Getting Started
Guided Topic Modeling (GTM) helps you to easily generate word lists (or dictionaries) for your topics of interest.
Although complex transformer-based models have achieved human-like performance in many NLP tasks, much simpler, dictionary-based approaches are still frequently used due to their simplicity, interpretability and the advantage that no training dataset is required.

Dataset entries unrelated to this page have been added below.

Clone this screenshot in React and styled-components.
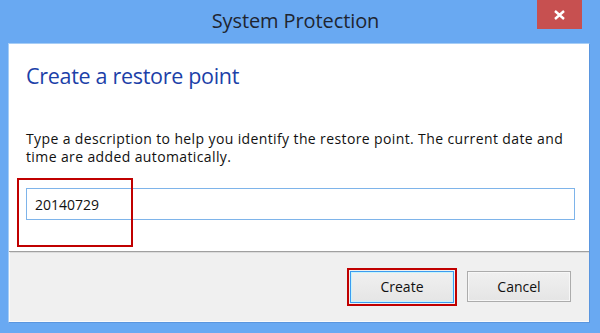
import React from 'react'
import styled, { createGlobalStyle } from 'styled-components'

const GlobalStyle = createGlobalStyle`
    html, body {
        margin: 0;
        padding: 0;
        background: #69a9f2;
    }
    body {
        font-family: 'Open Sans', 'Noto Sans', sans-serif;
    }
`

const Window = styled.div`
    width: 600px;
    height: 333px;
    box-sizing: border-box;
    background: #69a9f2;
    padding: 0 10px 10px 8px;
    display: flex;
    flex-direction: column;
`

const TitleBar = styled.div`
    height: 43px;
    flex-shrink: 0;
    display: grid;
    grid-template-columns: 1fr auto 1fr;
    margin: 0 -1px 0 -8px;
    padding: 0 9px;
`

const Title = styled.h1`
    grid-column: 2;
    margin: 0;
    padding-top: 7px;
    font-size: 20px;
    font-weight: 400;
    color: #1f2530;
    letter-spacing: -0.1px;
`

const CloseButton = styled.button`
    grid-column: 3;
    justify-self: end;
    align-self: start;
    width: 45px;
    height: 29px;
    border: none;
    background: #c75050;
    color: white;
    display: flex;
    align-items: center;
    justify-content: center;
    padding: 0;
`

const Client = styled.div`
    flex: 1;
    display: flex;
    flex-direction: column;
    background: white;
    border: 1px solid #a6cdf6;
    border-bottom-color: #5a96df;
    border-right-color: #5a96df;
`

const Content = styled.div`
    flex: 1;
    padding: 17px 14px 0 17px;
    display: flex;
    flex-direction: column;
`

const Heading = styled.h2`
    margin: 0;
    font-size: 21.5px;
    font-weight: 400;
    color: #1c3fa8;
    letter-spacing: -0.3px;
    line-height: 30px;
`

const Description = styled.p`
    margin: 39px 0 0;
    font-size: 14px;
    line-height: 17.5px;
    color: #111;
    letter-spacing: 0.38px;
`

const FieldArea = styled.div`
    position: relative;
    margin-top: 23px;
`

const TextBox = styled.input`
    display: block;
    width: 100%;
    height: 32px;
    box-sizing: border-box;
    border: 1px solid #7eb4ea;
    padding: 0 8px;
    font-family: inherit;
    font-size: 14px;
    color: #111;
    outline: none;
    background: white;
`

const Annotation = styled.div`
    position: absolute;
    left: -9px;
    top: -10px;
    width: 116px;
    height: 69px;
    box-sizing: border-box;
    border: 2px solid #c00000;
    pointer-events: none;
`

const Footer = styled.div`
    height: 69px;
    background: #f0f0f0;
    border-top: 1px solid #a0a0a0;
    box-shadow: inset 1px 0 0 #fafafa, inset 0 -1px 0 #fafafa, inset 0 1px 0 #dcdcdc;
    display: flex;
    align-items: center;
    justify-content: flex-end;
    gap: 10px;
    padding: 0 18px 1px 0;
`

const Highlight = styled.div`
    border: 2px solid #c00000;
    padding: 1px;
    display: flex;
`

const Button = styled.button`
    width: 104px;
    height: ${(props) => (props.primary ? '32px' : '31px')};
    box-sizing: border-box;
    font-family: inherit;
    font-size: 14px;
    color: #111;
    padding: 0;
    border: 1px solid ${(props) => (props.primary ? '#3c9cf0' : '#acacac')};
    background: linear-gradient(#f0f0f0, #e5e5e5);
    box-shadow: ${(props) =>
        props.primary ? 'inset 0 0 0 1px #c8f4fc' : 'inset 0 0 0 1px #f7f7f7'};
`

const App = () => {
    return (
        <>
            <GlobalStyle />
            <Window>
                <TitleBar>
                    <Title>System Protection</Title>
                    <CloseButton aria-label="Close">
                        <svg width="11" height="10" viewBox="0 0 11 10">
                            <path
                                d="M1 1 L10 9 M10 1 L1 9"
                                stroke="white"
                                strokeWidth="2.4"
                            />
                        </svg>
                    </CloseButton>
                </TitleBar>
                <Client>
                    <Content>
                        <Heading>Create a restore point</Heading>
                        <Description>
                            Type a description to help you identify the restore point. The current date and time are added automatically.
                        </Description>
                        <FieldArea>
                            <TextBox defaultValue="20140729" />
                            <Annotation />
                        </FieldArea>
                    </Content>
                    <Footer>
                        <Highlight>
                            <Button primary>Create</Button>
                        </Highlight>
                        <Button>Cancel</Button>
                    </Footer>
                </Client>
            </Window>
        </>
    )
}

export default App
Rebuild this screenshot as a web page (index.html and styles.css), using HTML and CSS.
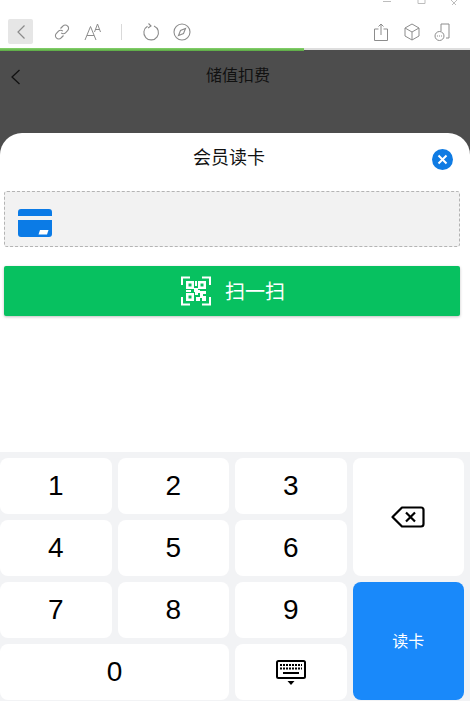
FILE: index.html
```html
<!DOCTYPE html>
<html lang="zh">
<head>
<meta charset="utf-8">
<title>会员读卡</title>
<link rel="stylesheet" href="styles.css">
</head>
<body>
<div class="app">
  <div class="winbar">
    <svg class="win" viewBox="0 0 80 5" width="80" height="5"><path d="M0 1.500h8M35 0v3.500h7V0M68 0l3 3 3-3M71 3l-3 3M71 3l3 3" fill="none" stroke="#bdbdbd"/></svg>
  </div>
  <div class="toolbar">
    <div class="tools">
      <span class="back-btn"><svg width="10" height="16" viewBox="0 0 10 16"><path d="M8.500 1.500 2 8l6.500 6.500" fill="none" stroke="#8a8a8a" stroke-width="1.200"/></svg></span>
      <svg class="ic link" width="18" height="18" viewBox="0 0 18 18"><g fill="none" stroke="#8c8c8c" stroke-width="1.100"><path d="M7.500 5.500 10 3a3 3 0 0 1 4.500 0 3 3 0 0 1 .3 4.300L12.500 9.800a3 3 0 0 1-4.300.1"/><path d="M10.500 12.500 8 15a3 3 0 0 1-4.500 0 3 3 0 0 1-.3-4.300l2.300-2.500a3 3 0 0 1 4.300-.1"/></g></svg>
      <svg class="ic aa" width="18" height="18" viewBox="0 0 18 18"><g fill="none" stroke="#8c8c8c" stroke-width="1"><path d="M1 17 6.500 3.500 12 17M3 12.500h7"/><path d="M10.500 9 13.500 1l3 8M11.500 6.500h4"/></g></svg>
      <span class="sep"></span>
      <svg class="ic reload" width="18" height="18" viewBox="0 0 18 18"><g fill="none" stroke="#8c8c8c" stroke-width="1.100"><path d="M5.500 3.300a7.300 7.300 0 1 0 6.500-.4"/><path d="M6.500 0.500 9 3 6 5"/></g></svg>
      <svg class="ic compass" width="18" height="18" viewBox="0 0 18 18"><g fill="none" stroke="#8c8c8c" stroke-width="1.100"><circle cx="9" cy="9" r="8"/><path d="M12.500 5.500 10.500 10.500 5.500 12.500 7.500 7.500Z"/></g></svg>
    </div>
    <div class="tools">
      <svg class="ic" width="14" height="18" viewBox="0 0 14 18"><g fill="none" stroke="#8c8c8c" stroke-width="1"><path d="M4.500 6H.500v11.500h13V6h-4"/><path d="M7 12V1M4.500 3.500 7 1l2.500 2.500"/></g></svg>
      <svg class="ic cube" width="16" height="18" viewBox="0 0 16 18"><g fill="none" stroke="#8c8c8c" stroke-width="1"><path d="M8 1 15 5v8l-7 4-7-4V5Z"/><path d="M1 5l7 4 7-4M8 9v8"/></g></svg>
      <svg class="ic mini" width="16" height="18" viewBox="0 0 16 18"><g fill="none" stroke="#8c8c8c" stroke-width="1"><path d="M7 8V1h8v14h-3"/><circle cx="5.500" cy="13" r="4.500"/></g><path d="M3 13h1M5 13h1M7 13h1" stroke="#8c8c8c"/></svg>
    </div>
  </div>
  <div class="progress"><div class="progress-fill"></div></div>
  <div class="stage">
    <div class="header">
      <svg class="hback" width="11" height="16" viewBox="0 0 11 16"><path d="M9.500 1 2 8l7.500 7" fill="none" stroke="#111" stroke-width="1.300"/></svg>
      <span class="htitle">储值扣费</span>
    </div>
    <div class="sheet">
      <div class="sheet-title">会员读卡</div>
      <span class="close"><svg width="11" height="11" viewBox="0 0 11 11"><path d="M1.500 1.500l8 8M9.500 1.500l-8 8" stroke="#fff" stroke-width="2" fill="none"/></svg></span>
      <div class="card-field">
        <svg width="34" height="28" viewBox="0 0 34 28"><path d="M3 0h28a3 3 0 0 1 3 3v4H0V3a3 3 0 0 1 3-3ZM0 11h34v14a3 3 0 0 1-3 3H3a3 3 0 0 1-3-3Z" fill="#0b7be6"/><path d="M22 21h8.500l-1.500 4.500h-8.500Z" fill="#fff"/></svg>
      </div>
      <div class="scan-btn">
        <svg width="30" height="30" viewBox="0 0 30 30"><path d="M1 9V1.500h8M21 1.500h8V9M1 21v7.500h8M29 21v7.500h-8" fill="none" stroke="#fff" stroke-width="2"/><path d="M5 5h8v8H5zM7.500 7.500v3h3v-3zM17 5h8v8h-8zM19.500 7.500v3h3v-3zM5 17h8v8H5zM7.500 19.500v3h3v-3zM13 12h4v2h2v3h-2v2h-3v-3h-1zM19 15h6v3h-3v2h3v5h-4v-3h-2v3h-4v-4h4zM14 5h2v5h-2zM5 14h5v2H5z" fill="#fff" fill-rule="evenodd"/></svg>
        <span class="scan-text">扫一扫</span>
      </div>
    </div>
  </div>
  <div class="keypad">
    <div class="key">1</div>
    <div class="key">2</div>
    <div class="key">3</div>
    <div class="key del">
      <svg width="34" height="22" viewBox="0 0 34 22"><path d="M11 1.500h19a2.500 2.500 0 0 1 2.500 2.500v14a2.500 2.500 0 0 1-2.500 2.500H11L1.500 11Z" fill="none" stroke="#000" stroke-width="2.200" stroke-linejoin="round"/><path d="M15 6.500l9 9M24 6.500l-9 9" stroke="#000" stroke-width="2.200" fill="none"/></svg>
    </div>
    <div class="key">4</div>
    <div class="key">5</div>
    <div class="key">6</div>
    <div class="key">7</div>
    <div class="key">8</div>
    <div class="key">9</div>
    <div class="key read"><span class="read-text">读卡</span></div>
    <div class="key zero">0</div>
    <div class="key">
      <svg width="30" height="25" viewBox="0 0 30 25"><rect x="1" y="1" width="28" height="17" rx="1.500" fill="none" stroke="#000" stroke-width="2"/><path d="M4 5h22M4 8.500h22" stroke="#000" stroke-width="2" stroke-dasharray="2 1" fill="none"/><path d="M7 13h16" stroke="#000" stroke-width="2" fill="none"/><path d="M11.500 21h7L15 25Z" fill="#000"/></svg>
    </div>
  </div>
</div>
</body>
</html>
```

FILE: styles.css
```css
* { box-sizing: border-box; }
html, body { margin: 0; padding: 0; }
body { width: 470px; height: 701px; overflow: hidden; background: #fff; font-family: "Noto Sans CJK SC", "Liberation Sans", sans-serif; }
.app { display: flex; flex-direction: column; height: 701px; }
.winbar { height: 5px; display: flex; justify-content: flex-end; padding-right: 7px; }
.win { display: block; }
.toolbar { height: 43px; display: flex; justify-content: space-between; align-items: center; padding: 10px 20px 0 8px; }
.tools { display: flex; align-items: center; }
.back-btn { width: 25px; height: 25px; background: #e6e6e6; border-radius: 2px; display: flex; align-items: center; justify-content: center; margin-right: 20px; }
.ic { display: block; }
.aa { margin-left: 13px; }
.sep { width: 1px; height: 16px; background: #d9d9d9; margin: 0 20px 0 19px; }
.compass { margin-left: 13px; }
.cube { margin-left: 16px; }
.mini { margin-left: 14px; }
.progress { height: 2px; background: #dedede; position: relative; }
.progress-fill { width: 304px; height: 3px; background: linear-gradient(#86d36c 0, #5aa844 100%); position: relative; z-index: 1; }
.stage { flex: 1; background: #4d4d4d; display: flex; flex-direction: column; min-height: 0; }
.header { height: 83px; display: flex; justify-content: center; padding: 13px 0 0 6px; position: relative; font-size: 16px; color: #111; line-height: 23px; }
.hback { position: absolute; left: 10px; top: 19px; }
.sheet { flex: 1; background: #fff; border-radius: 22px 22px 0 0; position: relative; padding: 0 10px 0 4px; }
.sheet-title { text-align: center; font-size: 18px; line-height: 26px; padding: 10px 6px 0 0; height: 58px; color: #111; }
.close { position: absolute; left: 432px; top: 16px; width: 21px; height: 21px; border-radius: 50%; background: #0f7be3; display: flex; align-items: center; justify-content: center; }
.card-field { height: 56px; border: 1px dashed #b4b4b4; border-radius: 3px; background: #f2f2f2; display: flex; align-items: center; padding: 7px 0 0 13px; }
.scan-btn { height: 50px; margin-top: 19px; background: #07c160; border-radius: 2px; box-shadow: 0 1px 3px rgba(0,0,0,.25); display: flex; align-items: center; justify-content: center; gap: 14px; color: #fff; font-size: 20px; padding-left: 2px; }
.scan-text { padding-bottom: 2px; }
.keypad { height: 249px; background: #f2f3f5; padding: 6px 6px 1px 0; display: grid; grid-template-columns: repeat(4, 1fr); grid-template-rows: repeat(4, 56px); gap: 6px; font-family: "Liberation Sans", Arial, sans-serif; }
.key { background: #fff; border-radius: 8px; display: flex; align-items: center; justify-content: center; font-size: 28px; color: #000; }
.del { grid-column: 4; grid-row: 1 / span 2; }
.read { grid-column: 4; grid-row: 3 / span 2; background: #1989fa; color: #fff; font-size: 16px; font-family: "Noto Sans CJK SC", sans-serif; }
.read-text { padding-bottom: 2px; }
.zero { grid-column: 1 / span 2; }
```
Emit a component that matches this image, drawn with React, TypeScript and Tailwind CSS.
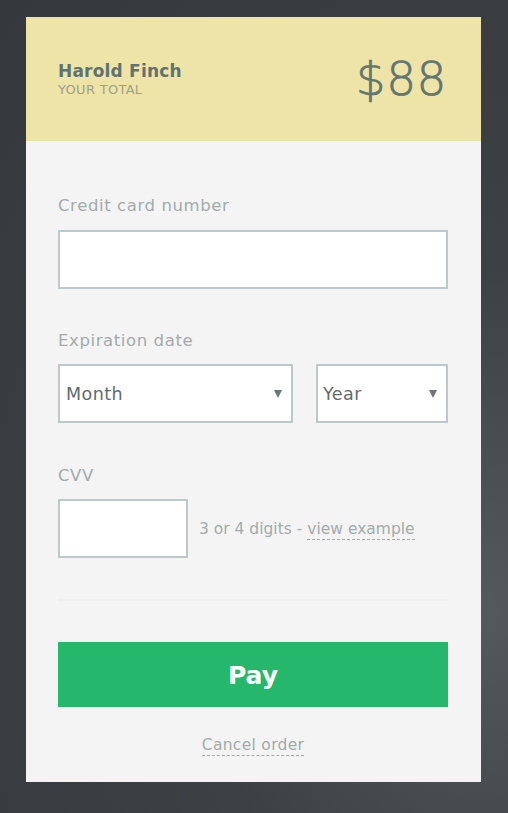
import React from "react";

const font = { fontFamily: '"DejaVu Sans", "Noto Sans", sans-serif' };

function Caret() {
  return (
    <svg width="8" height="8" viewBox="0 0 8 8" className="absolute right-[9px] top-1/2 -translate-y-1/2">
      <path d="M0 0 L8 0 L4 8 Z" fill="#6b7777" />
    </svg>
  );
}

export default function App() {
  return (
    <div
      className="w-[508px] h-[813px] overflow-hidden bg-[radial-gradient(ellipse_at_95%_75%,#55595c_0%,#3d4144_40%,#35393d_100%)] pt-[17px] pl-[26px]"
      style={font}
    >
      <div className="w-[455px] h-[765px] bg-[#f4f4f4] flex flex-col">
        <div className="h-[124px] bg-[#efe4a8] flex items-center justify-between pl-[32px] pr-[34px]">
          <div className="flex flex-col">
            <div className="text-[17px] font-bold leading-[20px] text-[#5f7270] tracking-[0.2px]">Harold Finch</div>
            <div className="text-[13px] leading-[17px] text-[#9f9f8a] tracking-[0.3px]">YOUR TOTAL</div>
          </div>
          <div className="text-[47px] leading-none text-[#627571] mt-[-2px] tracking-[0.5px] [-webkit-text-stroke:0.7px_#627571]" style={{ fontFamily: '"DejaVu Sans", sans-serif', fontWeight: 200 }}>
            $88
          </div>
        </div>
        <div className="flex flex-col pl-[32px] pr-[33px] pt-[53px]">
          <div className="text-[16.5px] leading-[24px] text-[#a3abab] tracking-[0.6px]">Credit card number</div>
          <div className="mt-[12px] h-[59px] border-2 border-[#bcc8c9] bg-white" />
          <div className="mt-[40px] text-[16.5px] leading-[24px] text-[#a3abab] tracking-[0.6px]">Expiration date</div>
          <div className="mt-[11px] flex gap-[23px]">
            <div className="relative w-[235px] h-[59px] border-2 border-[#bcc8c9] bg-white flex items-center pl-[6px]">
              <span className="text-[17.5px] text-[#5f6c6c] tracking-[0.45px] mt-[2px]">Month</span>
              <Caret />
            </div>
            <div className="relative w-[132px] h-[59px] border-2 border-[#bcc8c9] bg-white flex items-center pl-[5px]">
              <span className="text-[17.5px] text-[#5f6c6c] tracking-[0.45px] mt-[2px]">Year</span>
              <Caret />
            </div>
          </div>
          <div className="mt-[41px] text-[16.5px] leading-[24px] text-[#a3abab] tracking-[0.6px]">CVV</div>
          <div className="mt-[11px] flex items-center">
            <div className="w-[130px] h-[59px] border-2 border-[#bcc8c9] bg-white" />
            <div className="ml-[11px] mt-[2px] text-[15.5px] text-[#a3abab] tracking-[0px]">
              3 or 4 digits -{" "}
              <span className="border-b border-dashed border-[#a3abab] pb-[1px]">view example</span>
            </div>
          </div>
          <div className="mt-[41px] h-[2px] bg-[#eeeff0]" />
          <div className="mt-[41px] h-[65px] bg-[#25b86b] flex items-center justify-center">
            <span className="text-[25px] font-bold text-white tracking-[0px] mt-[2px]">Pay</span>
          </div>
          <div className="mt-[28px] flex justify-center">
            <span className="text-[15.5px] leading-[20px] text-[#a3abab] border-b border-dashed border-[#a3abab] tracking-[0.3px]">Cancel order</span>
          </div>
        </div>
      </div>
    </div>
  );
}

The generation of these dictionaries, however, is a major challenge itself. This is why we have developed Guided Topic Modeling. GTM is based on special Word2Vec word embeddings that have encoded the semantic similarity and polarity of words. GTM enables the fast and flexible generation of comprehensive topic clusters (dictionaries) from a pair of seed words.
Topic Generation
To generate your own topic you have to define two (positive) seed words that are indicative for a certain topic. For example, if you want to generate the topic "Family" you could define the seed words "mother" and "father". Alternatively using "family" and "parents" or something similar would also be possible. Thus, you define two words that are both related to the desired topic.
Parameters
The GTM algorithm is designed to give the user control over the topic characteristics by specifying the parameters: seed word weights, negative seed words and the gravity parameter.
Weights
Each seed word is associated with a weight parameter, which is initially set to 1. By increasing the weight of one seed word over the other, the generated topic will be more closely centered around the word with the higher weight. If we for example define the seed words "iphone" with a weight of 2.0 and "steve_jobs" with a weight of 1.0 the topic will be centered around the concepts smartphone/iphone/electronic devices. Try it out to get a feeling. Usually, weights above 2 are not necessary.
Negative Seed Words
Sometimes unwanted words appear in a topic. One solution for that would be the manual deletion of undesired words. Another option is to define negative seed words, i.e, words that should not be included in a topic. These negative seed words are associated with negative weights. Sensible values range from -0.1 to -0.5. For example if you try to generate the topic "Recession" by defining the seed words "recession" and "crash" (cluster size = 100, gravity=0.15) you will notice the word "deadly_crash" appearing in the topic. This is because the word crash has multiple meanings, financial crash or car crash for example. We can avoid words unrelated to financial crashes by defining the negative seed word "deadly_crash" (e.g. weight = -0.3). With that, the topic is fully centered around the concept of a financial crash. An alternative solution would be to think about other, less ambiguous seed words.
Gravity
Gravity allows to control how easily the topic is allowed to drift away from the initial seed words. If gravity is chosen to be very high (> 0.5) the topic will very likely stay centered around the initial seed words. If gravity is very low (e.g. 0) the topic will find a new center that is less determined by the seed words. Sensible values for gravity are in the range 0.05 to 0.2.
Topic Size
Topic size is pretty much self-explaining, it defines the number of words collected for a specific topic.
User Accounts
Users have the option to generate topics and download them as .csv files without creating a user account. In addition, by clicking on "Register" a user account can be created with a valid e-mail address and password. This has the advantage that your generated topics and settings used can be saved within the user account.